Why spray a cone instead of a jet?
Swirling flings the liquid into a film only tens of micrometers thick, which shatters into far smaller droplets than a straight jet. Smaller droplets (Sauter mean diameter ~30-80 micrometers) evaporate and burn faster, so the combustion chamber can be shorter and run at higher pressure.
Which engines use coaxial swirl injectors?
They are the signature of Soviet and Russian engines: the RD-107/108 on Soyuz, and the oxygen-rich staged-combustion RD-170, RD-180, RD-191, and NK-33. The gas-centered swirl coaxial variant is standard at the injector face of these high-pressure engines.
What is the spray cone angle and what sets it?
The full spray cone angle is typically 90-120 degrees. It grows with the swirl strength, which is set by the geometry: the radius and number of tangential inlet ports relative to the exit orifice, combined into a swirl number or geometric constant.

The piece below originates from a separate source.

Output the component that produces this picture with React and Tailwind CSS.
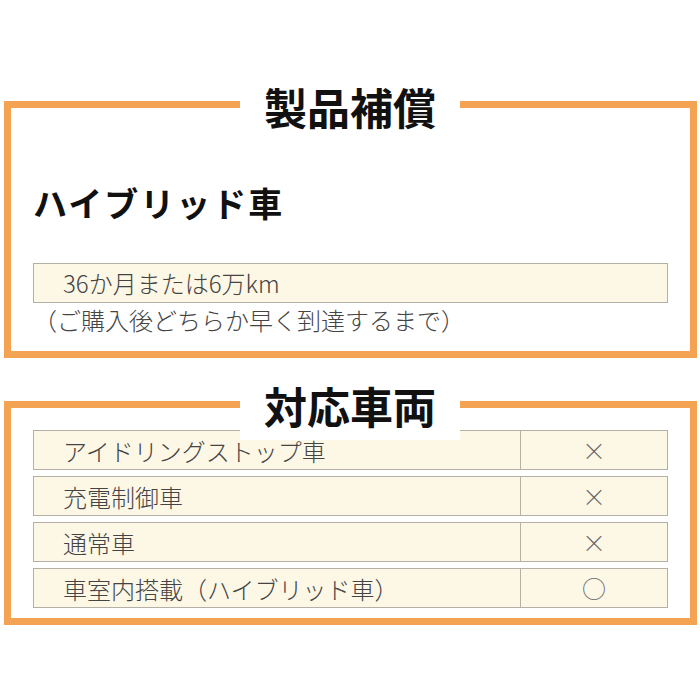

How is a swirl injector different from a coaxial shear injector?
In a coaxial shear injector (used for liquid hydrogen, e.g. the RS-25) a fast gas stream strips a central liquid oxygen post. In a swirl injector the liquid atomizes by its own rotation, so it works well for liquids like kerosene without needing a high-velocity gas stream.
What is the air or gas core in a swirl injector?
Because centrifugal force pushes the rotating liquid to the outer wall of the swirl chamber, the center is left as a low-pressure gas-filled core. The liquid therefore exits as an annular film wrapped around this core, which is what opens into a hollow cone.